→ SET TASK:
Copy out the listing that follows exactly, dropping every picture.

→ DATASET EXTRACT:

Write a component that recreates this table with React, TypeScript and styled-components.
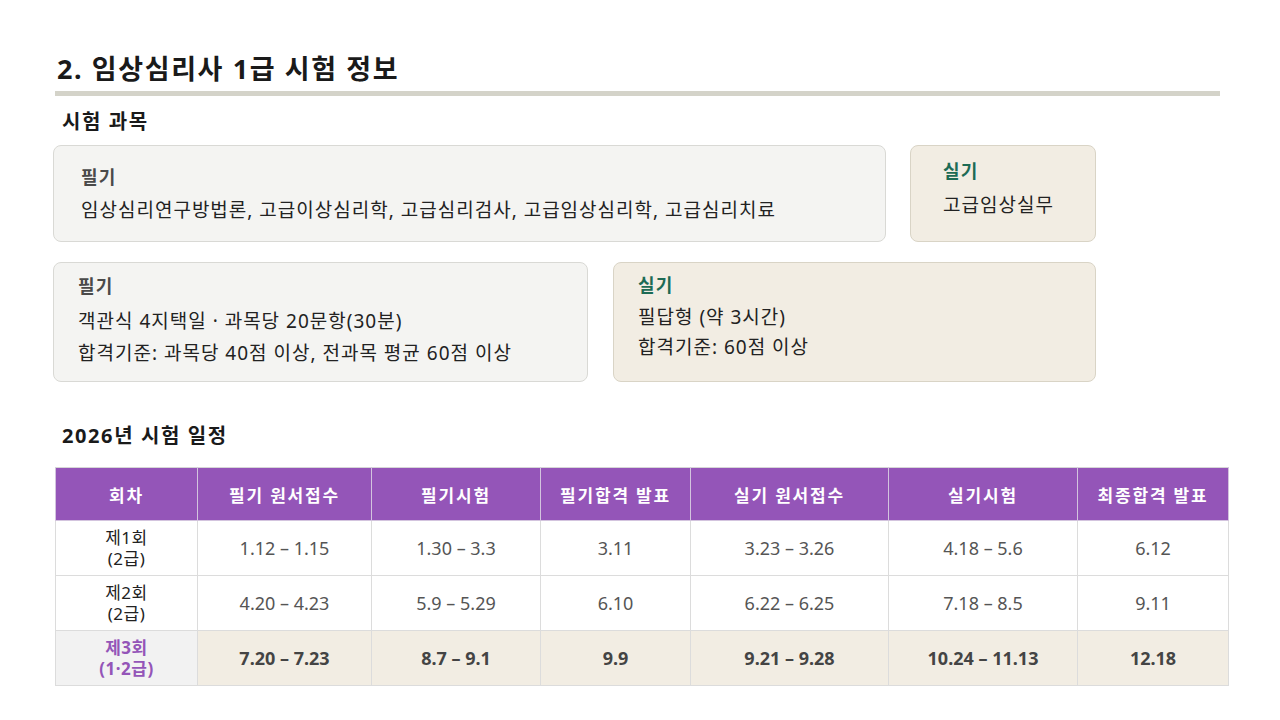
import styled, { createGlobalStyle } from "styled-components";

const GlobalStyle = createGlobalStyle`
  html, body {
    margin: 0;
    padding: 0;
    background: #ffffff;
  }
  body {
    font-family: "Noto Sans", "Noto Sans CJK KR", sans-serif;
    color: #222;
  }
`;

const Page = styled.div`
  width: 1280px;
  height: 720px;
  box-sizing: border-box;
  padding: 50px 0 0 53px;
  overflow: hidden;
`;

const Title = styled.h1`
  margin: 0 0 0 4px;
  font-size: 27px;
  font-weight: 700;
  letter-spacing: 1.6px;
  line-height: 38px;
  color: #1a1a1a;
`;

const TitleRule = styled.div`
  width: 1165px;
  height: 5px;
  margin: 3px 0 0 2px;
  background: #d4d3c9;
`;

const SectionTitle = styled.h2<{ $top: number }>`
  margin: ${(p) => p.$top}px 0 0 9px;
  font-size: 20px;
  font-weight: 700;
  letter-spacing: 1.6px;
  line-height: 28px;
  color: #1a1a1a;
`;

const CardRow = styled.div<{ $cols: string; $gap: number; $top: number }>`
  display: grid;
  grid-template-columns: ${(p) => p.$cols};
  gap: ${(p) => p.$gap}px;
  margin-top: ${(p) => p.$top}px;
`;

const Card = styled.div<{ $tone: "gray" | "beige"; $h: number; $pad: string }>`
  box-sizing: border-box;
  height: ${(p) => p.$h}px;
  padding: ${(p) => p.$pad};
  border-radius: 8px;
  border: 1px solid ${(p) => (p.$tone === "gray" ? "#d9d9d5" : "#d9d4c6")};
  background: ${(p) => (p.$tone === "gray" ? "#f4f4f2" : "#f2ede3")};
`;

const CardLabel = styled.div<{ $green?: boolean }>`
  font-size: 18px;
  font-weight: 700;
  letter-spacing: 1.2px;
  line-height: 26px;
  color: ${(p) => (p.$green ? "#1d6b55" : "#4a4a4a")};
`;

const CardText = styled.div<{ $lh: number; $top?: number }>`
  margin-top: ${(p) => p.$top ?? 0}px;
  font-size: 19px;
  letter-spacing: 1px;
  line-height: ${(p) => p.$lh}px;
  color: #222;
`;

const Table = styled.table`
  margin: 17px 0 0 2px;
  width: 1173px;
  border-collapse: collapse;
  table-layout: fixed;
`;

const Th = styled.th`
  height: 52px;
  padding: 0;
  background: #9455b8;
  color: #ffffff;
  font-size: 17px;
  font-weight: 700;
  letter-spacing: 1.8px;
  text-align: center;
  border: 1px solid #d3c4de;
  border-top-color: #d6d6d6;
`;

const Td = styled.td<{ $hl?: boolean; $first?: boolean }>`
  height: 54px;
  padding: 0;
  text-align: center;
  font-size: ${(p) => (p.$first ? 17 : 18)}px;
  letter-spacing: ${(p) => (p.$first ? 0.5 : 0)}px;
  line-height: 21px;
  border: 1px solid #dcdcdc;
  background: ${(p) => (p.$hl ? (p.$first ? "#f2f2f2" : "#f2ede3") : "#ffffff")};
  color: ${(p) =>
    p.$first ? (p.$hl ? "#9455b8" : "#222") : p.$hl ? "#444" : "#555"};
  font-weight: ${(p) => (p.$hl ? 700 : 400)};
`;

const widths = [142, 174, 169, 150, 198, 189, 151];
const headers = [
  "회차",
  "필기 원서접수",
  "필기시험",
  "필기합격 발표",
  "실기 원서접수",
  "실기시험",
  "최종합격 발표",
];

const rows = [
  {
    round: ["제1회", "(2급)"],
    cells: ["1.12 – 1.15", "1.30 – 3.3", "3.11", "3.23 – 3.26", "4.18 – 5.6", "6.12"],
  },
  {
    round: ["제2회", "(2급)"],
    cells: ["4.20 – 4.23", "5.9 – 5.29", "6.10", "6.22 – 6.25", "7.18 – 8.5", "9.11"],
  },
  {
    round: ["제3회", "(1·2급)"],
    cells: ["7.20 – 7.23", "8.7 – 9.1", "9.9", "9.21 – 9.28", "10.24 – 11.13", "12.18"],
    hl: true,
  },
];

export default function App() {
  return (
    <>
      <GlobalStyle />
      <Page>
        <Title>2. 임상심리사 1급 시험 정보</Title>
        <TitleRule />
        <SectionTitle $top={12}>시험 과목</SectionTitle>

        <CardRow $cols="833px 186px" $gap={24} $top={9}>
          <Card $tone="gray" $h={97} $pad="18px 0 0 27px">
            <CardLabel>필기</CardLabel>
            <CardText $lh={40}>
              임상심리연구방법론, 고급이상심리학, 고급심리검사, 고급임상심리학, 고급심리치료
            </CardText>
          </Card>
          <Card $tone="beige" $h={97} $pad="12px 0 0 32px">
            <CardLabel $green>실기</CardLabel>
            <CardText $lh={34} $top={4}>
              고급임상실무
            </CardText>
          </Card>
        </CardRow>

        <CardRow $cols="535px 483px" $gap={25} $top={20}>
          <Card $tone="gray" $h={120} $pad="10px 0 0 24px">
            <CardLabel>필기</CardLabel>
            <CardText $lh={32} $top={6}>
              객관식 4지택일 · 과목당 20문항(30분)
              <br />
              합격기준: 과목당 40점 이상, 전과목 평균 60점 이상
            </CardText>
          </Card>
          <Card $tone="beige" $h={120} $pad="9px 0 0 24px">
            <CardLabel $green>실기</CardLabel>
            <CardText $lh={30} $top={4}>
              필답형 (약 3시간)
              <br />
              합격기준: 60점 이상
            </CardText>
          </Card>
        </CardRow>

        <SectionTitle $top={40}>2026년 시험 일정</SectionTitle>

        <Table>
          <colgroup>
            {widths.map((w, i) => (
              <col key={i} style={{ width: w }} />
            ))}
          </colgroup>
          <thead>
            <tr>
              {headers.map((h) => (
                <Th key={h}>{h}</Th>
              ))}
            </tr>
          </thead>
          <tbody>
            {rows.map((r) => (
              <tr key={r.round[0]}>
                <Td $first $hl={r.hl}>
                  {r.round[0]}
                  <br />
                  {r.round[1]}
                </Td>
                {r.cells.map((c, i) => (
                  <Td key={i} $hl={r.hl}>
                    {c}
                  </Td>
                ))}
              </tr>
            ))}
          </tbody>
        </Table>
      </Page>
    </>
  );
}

→ SOLUTION FOR THIS EXERCISE:
Write a component that recreates this table with React, TypeScript and styled-components.
import styled, { createGlobalStyle } from "styled-components";

const GlobalStyle = createGlobalStyle`
  html, body {
    margin: 0;
    padding: 0;
    background: #ffffff;
  }
  body {
    font-family: "Noto Sans", "Noto Sans CJK KR", sans-serif;
    color: #222;
  }
`;

const Page = styled.div`
  width: 1280px;
  height: 720px;
  box-sizing: border-box;
  padding: 50px 0 0 53px;
  overflow: hidden;
`;

const Title = styled.h1`
  margin: 0 0 0 4px;
  font-size: 27px;
  font-weight: 700;
  letter-spacing: 1.6px;
  line-height: 38px;
  color: #1a1a1a;
`;

const TitleRule = styled.div`
  width: 1165px;
  height: 5px;
  margin: 3px 0 0 2px;
  background: #d4d3c9;
`;

const SectionTitle = styled.h2<{ $top: number }>`
  margin: ${(p) => p.$top}px 0 0 9px;
  font-size: 20px;
  font-weight: 700;
  letter-spacing: 1.6px;
  line-height: 28px;
  color: #1a1a1a;
`;

const CardRow = styled.div<{ $cols: string; $gap: number; $top: number }>`
  display: grid;
  grid-template-columns: ${(p) => p.$cols};
  gap: ${(p) => p.$gap}px;
  margin-top: ${(p) => p.$top}px;
`;

const Card = styled.div<{ $tone: "gray" | "beige"; $h: number; $pad: string }>`
  box-sizing: border-box;
  height: ${(p) => p.$h}px;
  padding: ${(p) => p.$pad};
  border-radius: 8px;
  border: 1px solid ${(p) => (p.$tone === "gray" ? "#d9d9d5" : "#d9d4c6")};
  background: ${(p) => (p.$tone === "gray" ? "#f4f4f2" : "#f2ede3")};
`;

const CardLabel = styled.div<{ $green?: boolean }>`
  font-size: 18px;
  font-weight: 700;
  letter-spacing: 1.2px;
  line-height: 26px;
  color: ${(p) => (p.$green ? "#1d6b55" : "#4a4a4a")};
`;

const CardText = styled.div<{ $lh: number; $top?: number }>`
  margin-top: ${(p) => p.$top ?? 0}px;
  font-size: 19px;
  letter-spacing: 1px;
  line-height: ${(p) => p.$lh}px;
  color: #222;
`;

const Table = styled.table`
  margin: 17px 0 0 2px;
  width: 1173px;
  border-collapse: collapse;
  table-layout: fixed;
`;

const Th = styled.th`
  height: 52px;
  padding: 0;
  background: #9455b8;
  color: #ffffff;
  font-size: 17px;
  font-weight: 700;
  letter-spacing: 1.8px;
  text-align: center;
  border: 1px solid #d3c4de;
  border-top-color: #d6d6d6;
`;

const Td = styled.td<{ $hl?: boolean; $first?: boolean }>`
  height: 54px;
  padding: 0;
  text-align: center;
  font-size: ${(p) => (p.$first ? 17 : 18)}px;
  letter-spacing: ${(p) => (p.$first ? 0.5 : 0)}px;
  line-height: 21px;
  border: 1px solid #dcdcdc;
  background: ${(p) => (p.$hl ? (p.$first ? "#f2f2f2" : "#f2ede3") : "#ffffff")};
  color: ${(p) =>
    p.$first ? (p.$hl ? "#9455b8" : "#222") : p.$hl ? "#444" : "#555"};
  font-weight: ${(p) => (p.$hl ? 700 : 400)};
`;

const widths = [142, 174, 169, 150, 198, 189, 151];
const headers = [
  "회차",
  "필기 원서접수",
  "필기시험",
  "필기합격 발표",
  "실기 원서접수",
  "실기시험",
  "최종합격 발표",
];

const rows = [
  {
    round: ["제1회", "(2급)"],
    cells: ["1.12 – 1.15", "1.30 – 3.3", "3.11", "3.23 – 3.26", "4.18 – 5.6", "6.12"],
  },
  {
    round: ["제2회", "(2급)"],
    cells: ["4.20 – 4.23", "5.9 – 5.29", "6.10", "6.22 – 6.25", "7.18 – 8.5", "9.11"],
  },
  {
    round: ["제3회", "(1·2급)"],
    cells: ["7.20 – 7.23", "8.7 – 9.1", "9.9", "9.21 – 9.28", "10.24 – 11.13", "12.18"],
    hl: true,
  },
];

export default function App() {
  return (
    <>
      <GlobalStyle />
      <Page>
        <Title>2. 임상심리사 1급 시험 정보</Title>
        <TitleRule />
        <SectionTitle $top={12}>시험 과목</SectionTitle>

        <CardRow $cols="833px 186px" $gap={24} $top={9}>
          <Card $tone="gray" $h={97} $pad="18px 0 0 27px">
            <CardLabel>필기</CardLabel>
            <CardText $lh={40}>
              임상심리연구방법론, 고급이상심리학, 고급심리검사, 고급임상심리학, 고급심리치료
            </CardText>
          </Card>
          <Card $tone="beige" $h={97} $pad="12px 0 0 32px">
            <CardLabel $green>실기</CardLabel>
            <CardText $lh={34} $top={4}>
              고급임상실무
            </CardText>
          </Card>
        </CardRow>

        <CardRow $cols="535px 483px" $gap={25} $top={20}>
          <Card $tone="gray" $h={120} $pad="10px 0 0 24px">
            <CardLabel>필기</CardLabel>
            <CardText $lh={32} $top={6}>
              객관식 4지택일 · 과목당 20문항(30분)
              <br />
              합격기준: 과목당 40점 이상, 전과목 평균 60점 이상
            </CardText>
          </Card>
          <Card $tone="beige" $h={120} $pad="9px 0 0 24px">
            <CardLabel $green>실기</CardLabel>
            <CardText $lh={30} $top={4}>
              필답형 (약 3시간)
              <br />
              합격기준: 60점 이상
            </CardText>
          </Card>
        </CardRow>

        <SectionTitle $top={40}>2026년 시험 일정</SectionTitle>

        <Table>
          <colgroup>
            {widths.map((w, i) => (
              <col key={i} style={{ width: w }} />
            ))}
          </colgroup>
          <thead>
            <tr>
              {headers.map((h) => (
                <Th key={h}>{h}</Th>
              ))}
            </tr>
          </thead>
          <tbody>
            {rows.map((r) => (
              <tr key={r.round[0]}>
                <Td $first $hl={r.hl}>
                  {r.round[0]}
                  <br />
                  {r.round[1]}
                </Td>
                {r.cells.map((c, i) => (
                  <Td key={i} $hl={r.hl}>
                    {c}
                  </Td>
                ))}
              </tr>
            ))}
          </tbody>
        </Table>
      </Page>
    </>
  );
}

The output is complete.